┌──

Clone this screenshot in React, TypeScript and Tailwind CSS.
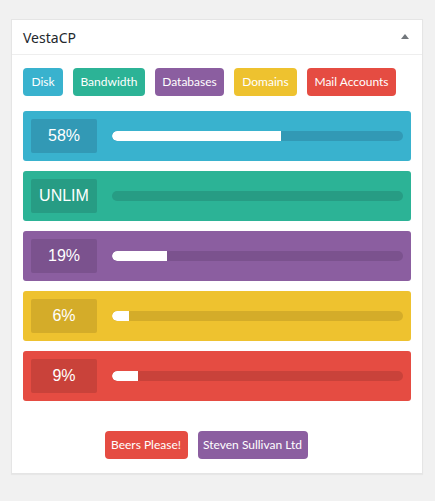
import React from 'react';

const tabs = [
  { name: 'Disk', bg: 'bg-[#39b2ce]', w: 'w-[40px]' },
  { name: 'Bandwidth', bg: 'bg-[#2cb396]', w: 'w-[72px]' },
  { name: 'Databases', bg: 'bg-[#8b5ea0]', w: 'w-[69px]' },
  { name: 'Domains', bg: 'bg-[#eec22f]', w: 'w-[63px]' },
  { name: 'Mail Accounts', bg: 'bg-[#e54c42]', w: 'w-[89px]' },
];

const bars = [
  { label: '58%', pct: 58, bg: 'bg-[#39b2ce]', dark: 'bg-[#3299b5]' },
  { label: 'UNLIM', pct: 0, bg: 'bg-[#2cb396]', dark: 'bg-[#279c84]' },
  { label: '19%', pct: 19, bg: 'bg-[#8b5ea0]', dark: 'bg-[#7b528e]' },
  { label: '6%', pct: 6, bg: 'bg-[#eec22f]', dark: 'bg-[#d4ac29]' },
  { label: '9%', pct: 9, bg: 'bg-[#e54c42]', dark: 'bg-[#c9423a]' },
];

export default function App() {
  return (
    <div className="w-[435px] h-[501px] bg-[#f1f1f1] pt-[19px] px-[11px] font-['Open_Sans',sans-serif]">
      <div className="w-[412px] bg-white border border-[#e5e5e5] shadow-[0_1px_1px_rgba(0,0,0,0.04)]">
        <div className="h-[35px] flex items-center justify-between pl-[11px] pr-[13px] border-b border-[#eeeeee]">
          <h2 className="text-[14px] text-[#23282d] font-['Noto_Sans',sans-serif]">VestaCP</h2>
          <svg width="8" height="5" viewBox="0 0 8 5" className="mb-[1px]">
            <polygon points="4,0 8,5 0,5" fill="#72777c" />
          </svg>
        </div>

        <div className="px-[11px] pt-[13px] pb-[13px]">
          <div className="flex gap-[10px]">
            {tabs.map((t) => (
              <span
                key={t.name}
                className={`${t.bg} ${t.w} h-[28px] rounded-[4px] flex items-center justify-center whitespace-nowrap text-white text-[12px] font-['Lato',sans-serif]`}
              >
                {t.name}
              </span>
            ))}
          </div>

          <div className="flex flex-col gap-[10px] mt-[15px]">
            {bars.map((b) => (
              <div key={b.label} className={`${b.bg} h-[50px] rounded-[3px] p-[8px] flex items-center`}>
                <div
                  className={`${b.dark} w-[66px] h-[34px] rounded-[2px] flex items-center justify-center text-white text-[16px] font-['Liberation_Sans',Arial,sans-serif]`}
                >
                  {b.label}
                </div>
                <div className={`${b.dark} ml-[15px] flex-1 h-[10px] rounded-full overflow-hidden`}>
                  <div className="h-full bg-white rounded-l-full" style={{ width: `${b.pct}%` }} />
                </div>
              </div>
            ))}
          </div>

          <div className="flex justify-center gap-[10px] mt-[30px] mb-[1px] pr-[22px]">
            <span className="bg-[#e54c42] w-[83px] h-[28px] rounded-[4px] flex items-center justify-center whitespace-nowrap text-white text-[12px] font-['Lato',sans-serif]">
              Beers Please!
            </span>
            <span className="bg-[#8b5ea0] w-[110px] h-[28px] rounded-[4px] flex items-center justify-center whitespace-nowrap text-white text-[12px] font-['Lato',sans-serif]">
              Steven Sullivan Ltd
            </span>
          </div>
        </div>
      </div>
    </div>
  );
}
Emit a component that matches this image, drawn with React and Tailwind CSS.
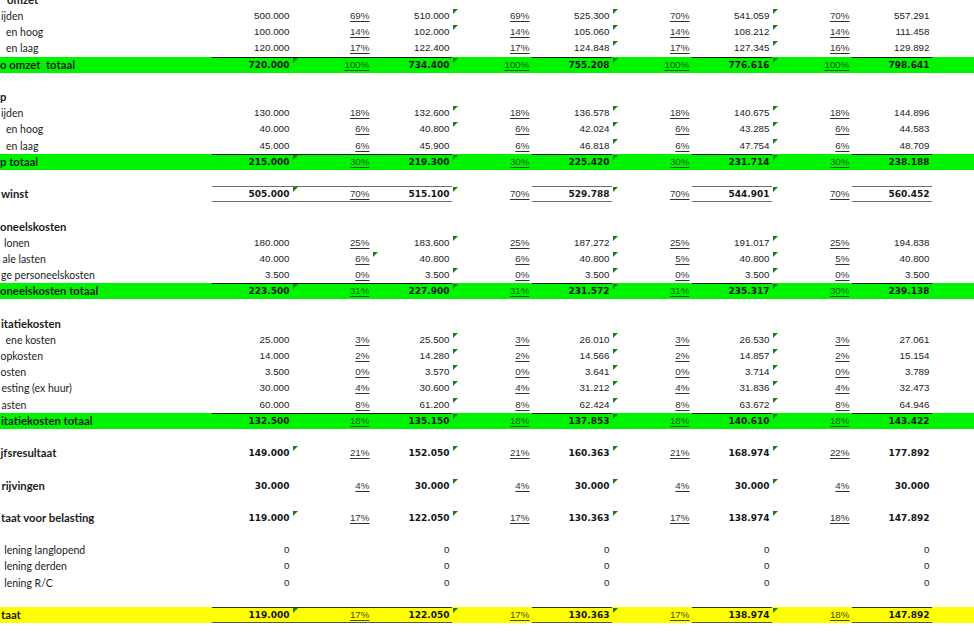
import React from 'react';

// kolommen: n1 p1 n2 p2 n3 p3 n4 p4 n5
const LINED = [0, 1, 2, 4, 6, 8];

const rows = [
  { t: 'header', label: 'omzet', pl: 7 },
  { t: 'item', label: 'ijden', pl: 1, v: ['500.000', '69%', '510.000', '69%', '525.300', '70%', '541.059', '70%', '557.291'], m: [3, 5, 7] },
  { t: 'item', label: 'en hoog', pl: 6, v: ['100.000', '14%', '102.000', '14%', '105.060', '14%', '108.212', '14%', '111.458'], m: [3, 5, 7] },
  { t: 'item', label: 'en laag', pl: 6, v: ['120.000', '17%', '122.400', '17%', '124.848', '17%', '127.345', '16%', '129.892'], m: [5, 7] },
  { t: 'total', label: 'o omzet  totaal', pl: 0, v: ['720.000', '100%', '734.400', '100%', '755.208', '100%', '776.616', '100%', '798.641'], m: [1, 3, 5, 7] },
  { t: 'blank' },
  { t: 'header', label: 'p', pl: 0 },
  { t: 'item', label: 'ijden', pl: 1, v: ['130.000', '18%', '132.600', '18%', '136.578', '18%', '140.675', '18%', '144.896'], m: [3, 5, 7] },
  { t: 'item', label: 'en hoog', pl: 6, v: ['40.000', '6%', '40.800', '6%', '42.024', '6%', '43.285', '6%', '44.583'], m: [3, 5, 7] },
  { t: 'item', label: 'en laag', pl: 6, v: ['45.000', '6%', '45.900', '6%', '46.818', '6%', '47.754', '6%', '48.709'], m: [5, 7] },
  { t: 'total', label: 'p totaal', pl: 0, v: ['215.000', '30%', '219.300', '30%', '225.420', '30%', '231.714', '30%', '238.188'], m: [1, 3, 5, 7] },
  { t: 'blank' },
  { t: 'sum', label: 'winst', pl: 1, v: ['505.000', '70%', '515.100', '70%', '529.788', '70%', '544.901', '70%', '560.452'], m: [1, 3, 5, 7] },
  { t: 'blank' },
  { t: 'header', label: 'oneelskosten', pl: 0 },
  { t: 'item', label: 'lonen', pl: 4, v: ['180.000', '25%', '183.600', '25%', '187.272', '25%', '191.017', '25%', '194.838'], m: [3, 5, 7] },
  { t: 'item', label: 'ale lasten', pl: 2.5, v: ['40.000', '6%', '40.800', '6%', '40.800', '5%', '40.800', '5%', '40.800'], m: [2, 5, 7] },
  { t: 'item', label: 'ge personeelskosten', pl: 1, v: ['3.500', '0%', '3.500', '0%', '3.500', '0%', '3.500', '0%', '3.500'], m: [3, 5, 7] },
  { t: 'total', label: 'oneelskosten totaal', pl: 0, v: ['223.500', '31%', '227.900', '31%', '231.572', '31%', '235.317', '30%', '239.138'], m: [1, 3, 5, 7] },
  { t: 'blank' },
  { t: 'header', label: 'itatiekosten', pl: 1 },
  { t: 'item', label: 'ene kosten', pl: 5.5, v: ['25.000', '3%', '25.500', '3%', '26.010', '3%', '26.530', '3%', '27.061'], m: [3, 5, 7] },
  { t: 'item', label: 'opkosten', pl: 0.5, v: ['14.000', '2%', '14.280', '2%', '14.566', '2%', '14.857', '2%', '15.154'], m: [3, 5, 7] },
  { t: 'item', label: 'osten', pl: 0.5, v: ['3.500', '0%', '3.570', '0%', '3.641', '0%', '3.714', '0%', '3.789'], m: [3, 5, 7] },
  { t: 'item', label: 'esting (ex huur)', pl: 1.5, v: ['30.000', '4%', '30.600', '4%', '31.212', '4%', '31.836', '4%', '32.473'], m: [3, 5, 7] },
  { t: 'item', label: 'asten', pl: 1.5, v: ['60.000', '8%', '61.200', '8%', '62.424', '8%', '63.672', '8%', '64.946'], m: [3, 5, 7] },
  { t: 'total', label: 'itatiekosten totaal', pl: 1, v: ['132.500', '18%', '135.150', '18%', '137.853', '18%', '140.610', '18%', '143.422'], m: [3, 5, 7] },
  { t: 'blank' },
  { t: 'bold', label: 'jfsresultaat', pl: 0.5, v: ['149.000', '21%', '152.050', '21%', '160.363', '21%', '168.974', '22%', '177.892'], m: [1, 3, 5, 7] },
  { t: 'blank' },
  { t: 'bold', label: 'rijvingen', pl: 1.5, v: ['30.000', '4%', '30.000', '4%', '30.000', '4%', '30.000', '4%', '30.000'], m: [3, 5, 7] },
  { t: 'blank' },
  { t: 'bold', label: 'taat voor belasting', pl: 1, v: ['119.000', '17%', '122.050', '17%', '130.363', '17%', '138.974', '18%', '147.892'], m: [1, 3, 5, 7] },
  { t: 'blank' },
  { t: 'item', label: ' lening langlopend', pl: 1.5, v: ['0', '', '0', '', '0', '', '0', '', '0'], m: [] },
  { t: 'item', label: ' lening derden', pl: 1.5, v: ['0', '', '0', '', '0', '', '0', '', '0'], m: [] },
  { t: 'item', label: ' lening R/C', pl: 1.5, v: ['0', '', '0', '', '0', '', '0', '', '0'], m: [] },
  { t: 'blank' },
  { t: 'final', label: 'taat', pl: 1, v: ['119.000', '17%', '122.050', '17%', '130.363', '17%', '138.974', '18%', '147.892'], m: [1, 3, 5, 7] },
];

function Marker() {
  return (
    <svg className="absolute left-[0.5px] top-[1px]" width="5" height="5" viewBox="0 0 5 5">
      <path d="M0 0H5L0 5Z" fill="#1d7a1d" />
    </svg>
  );
}

function Cell({ row, i, value }) {
  const pct = i % 2 === 1;
  const boldNum = !pct && row.t !== 'item';
  let line = '';
  if (LINED.includes(i)) {
    if (row.t === 'total') line = 'shadow-[inset_0_1px_0_#1a1a1a]';
    if (row.t === 'sum') line = 'shadow-[inset_0_1px_0_#6e6e6e,inset_0_-1px_0_#6e6e6e]';
    if (row.t === 'final') line = 'shadow-[inset_0_1px_0_#333,inset_0_-1px_0_#555]';
  }
  let font = "font-['Liberation_Sans',Arial,sans-serif] text-[9.8px] text-[#222]";
  if (boldNum) font = "font-['DejaVu_Sans',sans-serif] font-bold text-[9px] text-[#161616]";
  if (pct) {
    const c = row.t === 'total' ? 'text-[#1f5a1f]' : row.t === 'final' ? 'text-[#4a4a14]' : 'text-[#333]';
    font = `font-['Liberation_Sans',Arial,sans-serif] text-[9.8px] underline decoration-1 underline-offset-[1.5px] ${c}`;
  }
  return (
    <div className={`relative w-[80px] shrink-0 h-full pr-[2.5px] text-right leading-[16.2px] ${line} ${font}`}>
      {row.m.includes(i) && <Marker />}
      {value}
    </div>
  );
}

function Row({ row }) {
  const bg = row.t === 'total' ? 'bg-[#00f400]' : row.t === 'final' ? 'bg-[#ffff00]' : 'bg-white';
  const boldLabel = row.t !== 'item';
  return (
    <div className={`flex h-[16.2px] ${bg}`}>
      <div
        className={`w-[212px] shrink-0 overflow-hidden whitespace-pre font-['Lato',sans-serif] leading-[16.2px] text-[#1c1c1c] ${boldLabel ? 'font-bold text-[11.3px]' : 'text-[10.5px]'}`}
      >
        {row.label !== undefined && (
          <span className="block" style={{ marginLeft: row.pl }}>
            {row.label}
          </span>
        )}
      </div>
      {row.v && row.v.map((value, i) => <Cell key={i} row={row} i={i} value={value} />)}
      <div className="flex-1" />
    </div>
  );
}

export default function App() {
  return (
    <div className="w-[974px] h-[632px] overflow-hidden bg-white">
      <div className="-mt-[8.1px]">
        {rows.map((row, i) => <Row key={i} row={row} />)}
      </div>
    </div>
  );
}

└──

Prompt: Using the entries above, repeat exactly the lines from the one with "Emit a component" to the one with "const LINED = [0, 1, 2, 4, 6, 8];", both included, and leave the pictures behind.

Complete output:
Emit a component that matches this image, drawn with React and Tailwind CSS.
import React from 'react';

// kolommen: n1 p1 n2 p2 n3 p3 n4 p4 n5
const LINED = [0, 1, 2, 4, 6, 8];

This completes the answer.